In a tenth new murder-related trial which began on 17 February in the Alliwal North Magistrates' Court, the Reverend Wilson MATHANSI (37) was charged inter alia with inciting people to kill four others, including three policemen.
In cases begun in 1985, charges were withdrawn against five men accused in the Cape Town Magistrates' Court of killing a policeman at Maitland on 17 January 1985 and against five men charged in the Zwelitsha Magistrates' Court with the murder of a member of a Ciskei bantustan military unit at the funeral of the lawyer Victoria Mxenge last August. Five residents of Sebokeng said to have killed a community councillor named Chakane during the Vaal Triangle unrest on 3 September 1984 were acquitted. Two of them, however, Johannes RADEBE (21) and Oupa MOLEFE (30), were convicted of assault with intent to do grevious bodily harm and were due to be sentenced on 21 February.

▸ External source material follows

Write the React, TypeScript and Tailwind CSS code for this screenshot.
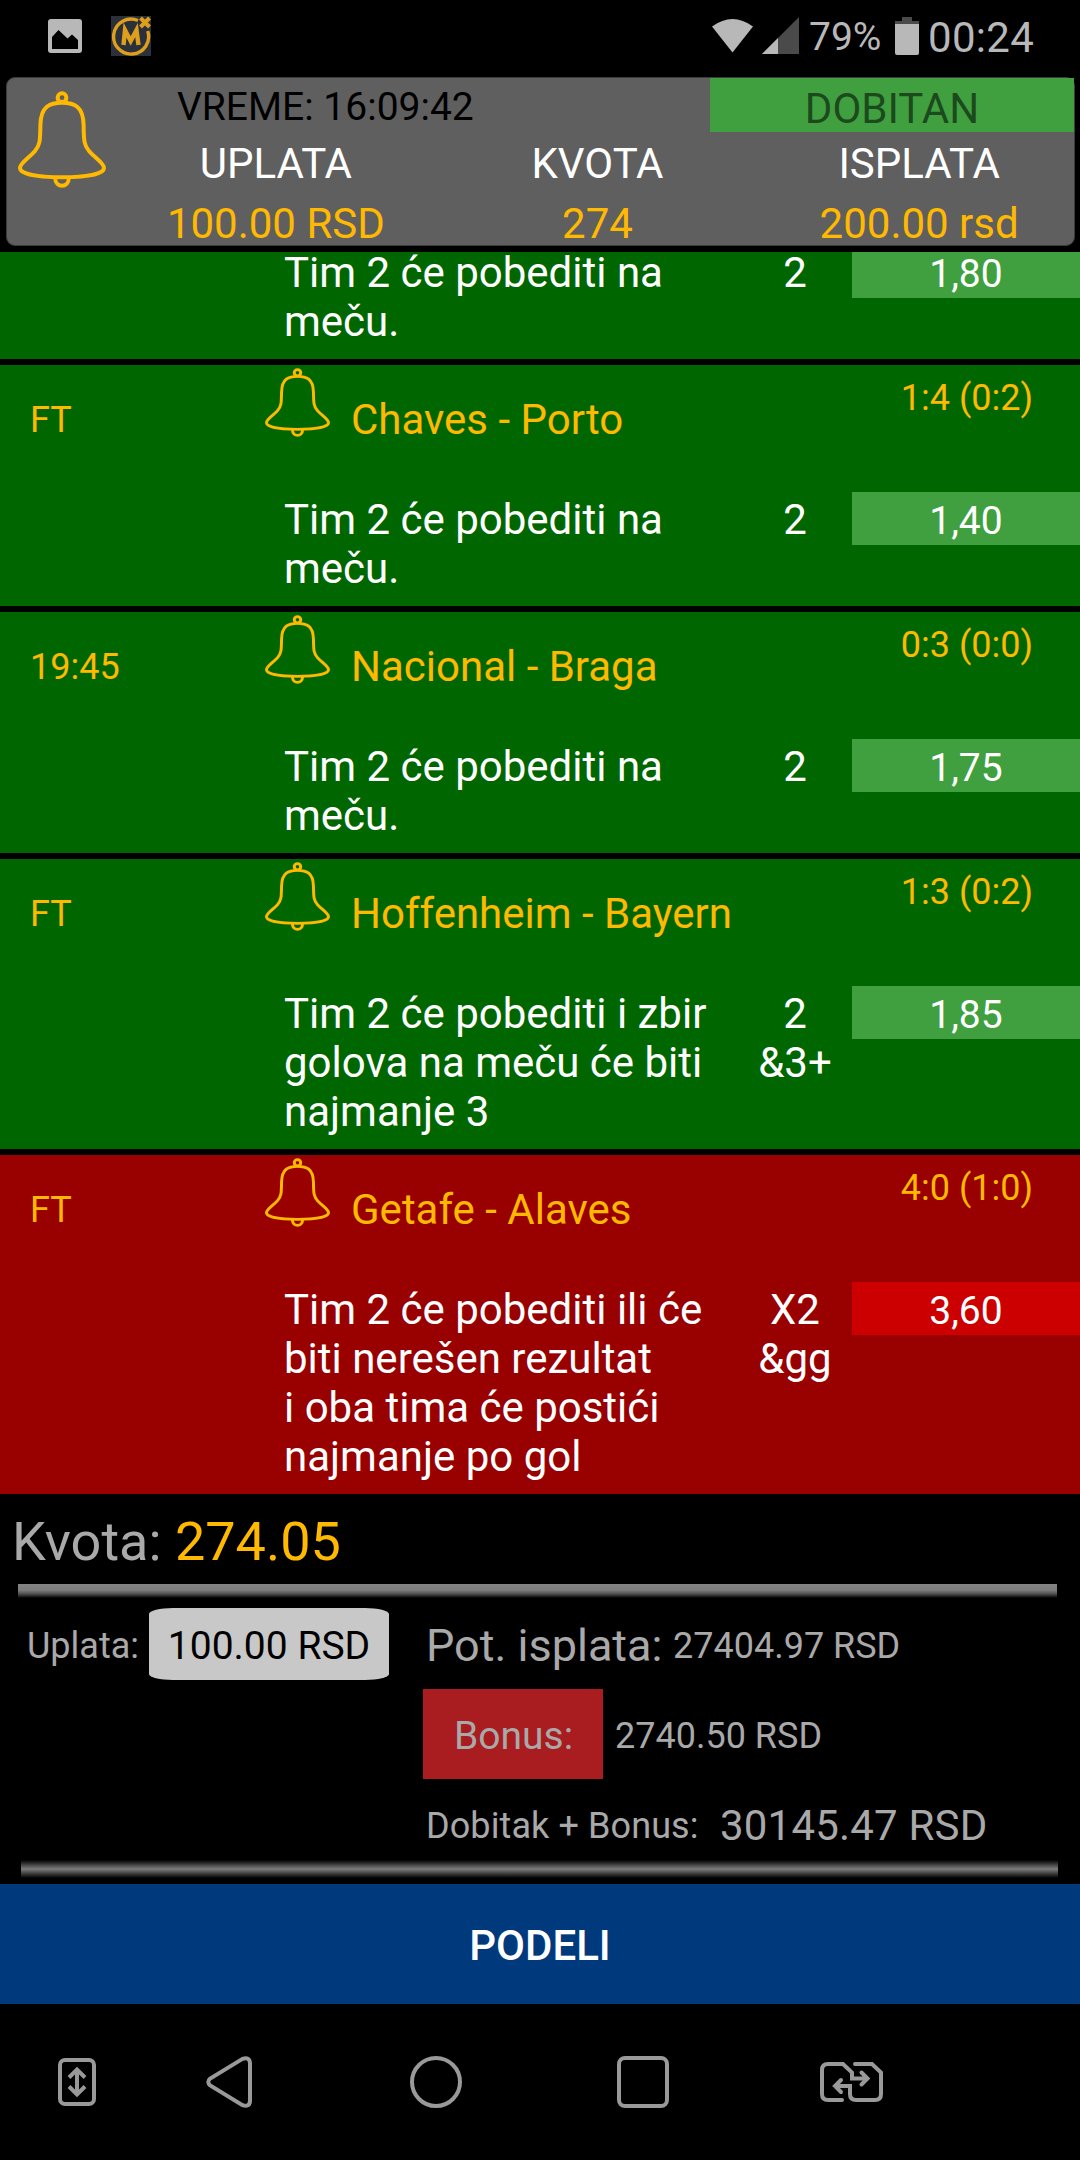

In the Grahamstown Supreme Court the hearing of the case against ten people, including four minors, charged with killing a community councillor named Kinikini and five others (including his four sons) on 23 March 1985 continued. Evidence was heard of the Kinikini family's involvement in the persecution of people in Uitenhage's townships by a vigilante group called 'the peacemakers'. There was also evidence concerning the kidnapping of local children by the Kinikinis, who kept them in a mortuary at the family's business premises, a funeral parlour; of the firing of shots by one of Kinikini's sons into a crowd of demonstrators; and of township residents celebrating the death of the Kinikinis by dancing in the streets.
Meanwhile, outside the courtroom Kinikini's wife asked in February for the 'forgiveness' of the UDF for the attacks she made on the ANC and others during a visit to London last May, which was organised by a group called 'Victims Against Terrorism'. She said that she had tried to get her husband to resign as all the other councillors in the area had done, but he had refused.